Written instruction = Exactly repeat the material, dropping every picture from the copy.

━━━━━━━━━━━━━━━━

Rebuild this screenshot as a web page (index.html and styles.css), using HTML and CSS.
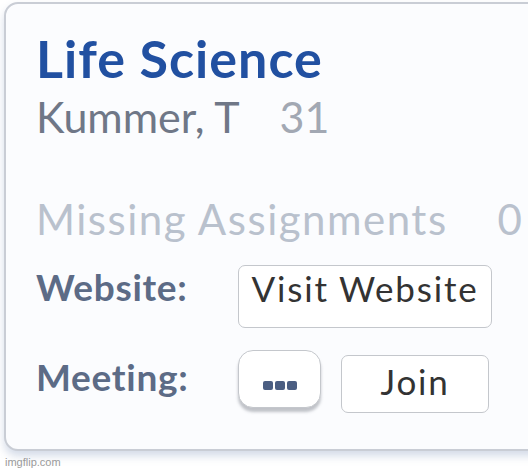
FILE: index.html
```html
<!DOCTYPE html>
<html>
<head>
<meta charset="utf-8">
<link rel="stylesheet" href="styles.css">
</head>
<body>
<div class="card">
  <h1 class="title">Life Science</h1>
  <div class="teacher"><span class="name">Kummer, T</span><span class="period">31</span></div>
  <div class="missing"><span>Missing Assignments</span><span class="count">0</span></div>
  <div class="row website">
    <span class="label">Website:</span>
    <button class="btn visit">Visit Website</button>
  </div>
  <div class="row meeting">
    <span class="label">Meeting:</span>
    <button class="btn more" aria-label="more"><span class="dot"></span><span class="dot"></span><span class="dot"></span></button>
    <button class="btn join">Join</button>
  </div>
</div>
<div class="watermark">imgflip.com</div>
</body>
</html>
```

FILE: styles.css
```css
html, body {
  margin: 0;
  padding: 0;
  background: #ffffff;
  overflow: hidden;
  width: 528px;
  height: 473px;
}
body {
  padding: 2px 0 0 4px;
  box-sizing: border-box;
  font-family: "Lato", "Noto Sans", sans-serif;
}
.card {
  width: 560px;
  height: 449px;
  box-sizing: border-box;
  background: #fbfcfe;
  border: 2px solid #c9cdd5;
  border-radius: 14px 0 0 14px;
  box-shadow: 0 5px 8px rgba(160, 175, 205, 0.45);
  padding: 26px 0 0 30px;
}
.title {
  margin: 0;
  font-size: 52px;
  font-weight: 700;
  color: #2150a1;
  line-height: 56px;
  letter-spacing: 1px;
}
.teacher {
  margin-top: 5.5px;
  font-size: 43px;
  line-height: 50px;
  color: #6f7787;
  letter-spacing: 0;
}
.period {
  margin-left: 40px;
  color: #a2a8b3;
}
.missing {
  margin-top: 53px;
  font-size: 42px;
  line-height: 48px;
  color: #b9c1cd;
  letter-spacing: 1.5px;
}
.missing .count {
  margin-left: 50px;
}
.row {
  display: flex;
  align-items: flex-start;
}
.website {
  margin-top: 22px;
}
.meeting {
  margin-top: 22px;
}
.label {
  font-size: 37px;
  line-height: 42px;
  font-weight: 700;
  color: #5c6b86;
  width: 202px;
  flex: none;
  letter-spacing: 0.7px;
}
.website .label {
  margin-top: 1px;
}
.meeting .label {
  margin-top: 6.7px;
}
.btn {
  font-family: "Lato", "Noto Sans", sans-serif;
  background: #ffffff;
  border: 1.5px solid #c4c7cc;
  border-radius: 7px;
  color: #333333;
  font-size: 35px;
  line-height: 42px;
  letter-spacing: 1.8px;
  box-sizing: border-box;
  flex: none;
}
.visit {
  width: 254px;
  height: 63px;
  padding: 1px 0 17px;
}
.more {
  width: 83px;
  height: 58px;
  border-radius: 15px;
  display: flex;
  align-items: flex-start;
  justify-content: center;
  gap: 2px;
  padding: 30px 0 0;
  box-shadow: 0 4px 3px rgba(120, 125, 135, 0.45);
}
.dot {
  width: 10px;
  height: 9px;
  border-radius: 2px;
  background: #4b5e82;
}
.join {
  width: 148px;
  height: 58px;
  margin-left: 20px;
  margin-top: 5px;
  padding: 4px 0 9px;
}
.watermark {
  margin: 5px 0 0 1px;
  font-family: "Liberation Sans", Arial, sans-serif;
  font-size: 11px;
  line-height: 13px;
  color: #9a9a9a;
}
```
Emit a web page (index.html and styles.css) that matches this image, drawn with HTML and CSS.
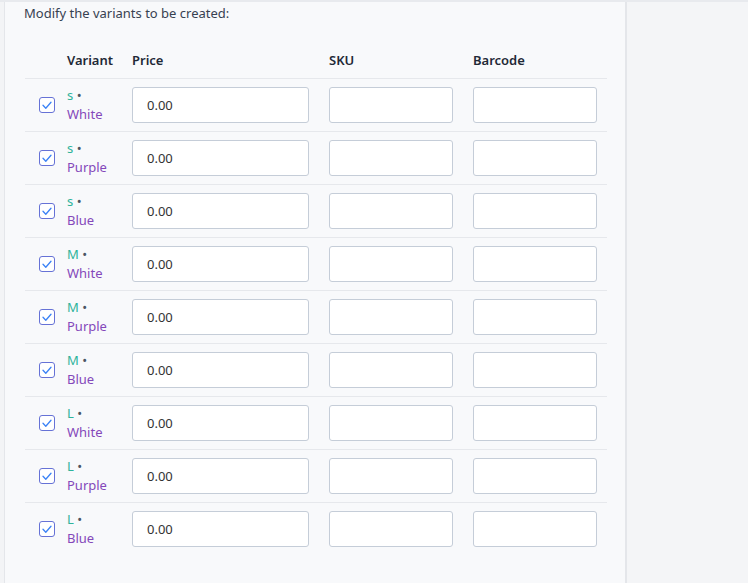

━━━━━━━━━━━━━━━━

Written answer =
Rebuild this screenshot as a web page (index.html and styles.css), using HTML and CSS.
FILE: index.html
```html
<!DOCTYPE html>
<html>
<head>
<meta charset="utf-8">
<link rel="stylesheet" href="styles.css">
</head>
<body>
<div class="card">
  <h1 class="title">Life Science</h1>
  <div class="teacher"><span class="name">Kummer, T</span><span class="period">31</span></div>
  <div class="missing"><span>Missing Assignments</span><span class="count">0</span></div>
  <div class="row website">
    <span class="label">Website:</span>
    <button class="btn visit">Visit Website</button>
  </div>
  <div class="row meeting">
    <span class="label">Meeting:</span>
    <button class="btn more" aria-label="more"><span class="dot"></span><span class="dot"></span><span class="dot"></span></button>
    <button class="btn join">Join</button>
  </div>
</div>
<div class="watermark">imgflip.com</div>
</body>
</html>
```

FILE: styles.css
```css
html, body {
  margin: 0;
  padding: 0;
  background: #ffffff;
  overflow: hidden;
  width: 528px;
  height: 473px;
}
body {
  padding: 2px 0 0 4px;
  box-sizing: border-box;
  font-family: "Lato", "Noto Sans", sans-serif;
}
.card {
  width: 560px;
  height: 449px;
  box-sizing: border-box;
  background: #fbfcfe;
  border: 2px solid #c9cdd5;
  border-radius: 14px 0 0 14px;
  box-shadow: 0 5px 8px rgba(160, 175, 205, 0.45);
  padding: 26px 0 0 30px;
}
.title {
  margin: 0;
  font-size: 52px;
  font-weight: 700;
  color: #2150a1;
  line-height: 56px;
  letter-spacing: 1px;
}
.teacher {
  margin-top: 5.5px;
  font-size: 43px;
  line-height: 50px;
  color: #6f7787;
  letter-spacing: 0;
}
.period {
  margin-left: 40px;
  color: #a2a8b3;
}
.missing {
  margin-top: 53px;
  font-size: 42px;
  line-height: 48px;
  color: #b9c1cd;
  letter-spacing: 1.5px;
}
.missing .count {
  margin-left: 50px;
}
.row {
  display: flex;
  align-items: flex-start;
}
.website {
  margin-top: 22px;
}
.meeting {
  margin-top: 22px;
}
.label {
  font-size: 37px;
  line-height: 42px;
  font-weight: 700;
  color: #5c6b86;
  width: 202px;
  flex: none;
  letter-spacing: 0.7px;
}
.website .label {
  margin-top: 1px;
}
.meeting .label {
  margin-top: 6.7px;
}
.btn {
  font-family: "Lato", "Noto Sans", sans-serif;
  background: #ffffff;
  border: 1.5px solid #c4c7cc;
  border-radius: 7px;
  color: #333333;
  font-size: 35px;
  line-height: 42px;
  letter-spacing: 1.8px;
  box-sizing: border-box;
  flex: none;
}
.visit {
  width: 254px;
  height: 63px;
  padding: 1px 0 17px;
}
.more {
  width: 83px;
  height: 58px;
  border-radius: 15px;
  display: flex;
  align-items: flex-start;
  justify-content: center;
  gap: 2px;
  padding: 30px 0 0;
  box-shadow: 0 4px 3px rgba(120, 125, 135, 0.45);
}
.dot {
  width: 10px;
  height: 9px;
  border-radius: 2px;
  background: #4b5e82;
}
.join {
  width: 148px;
  height: 58px;
  margin-left: 20px;
  margin-top: 5px;
  padding: 4px 0 9px;
}
.watermark {
  margin: 5px 0 0 1px;
  font-family: "Liberation Sans", Arial, sans-serif;
  font-size: 11px;
  line-height: 13px;
  color: #9a9a9a;
}
```
Emit a web page (index.html and styles.css) that matches this image, drawn with HTML and CSS.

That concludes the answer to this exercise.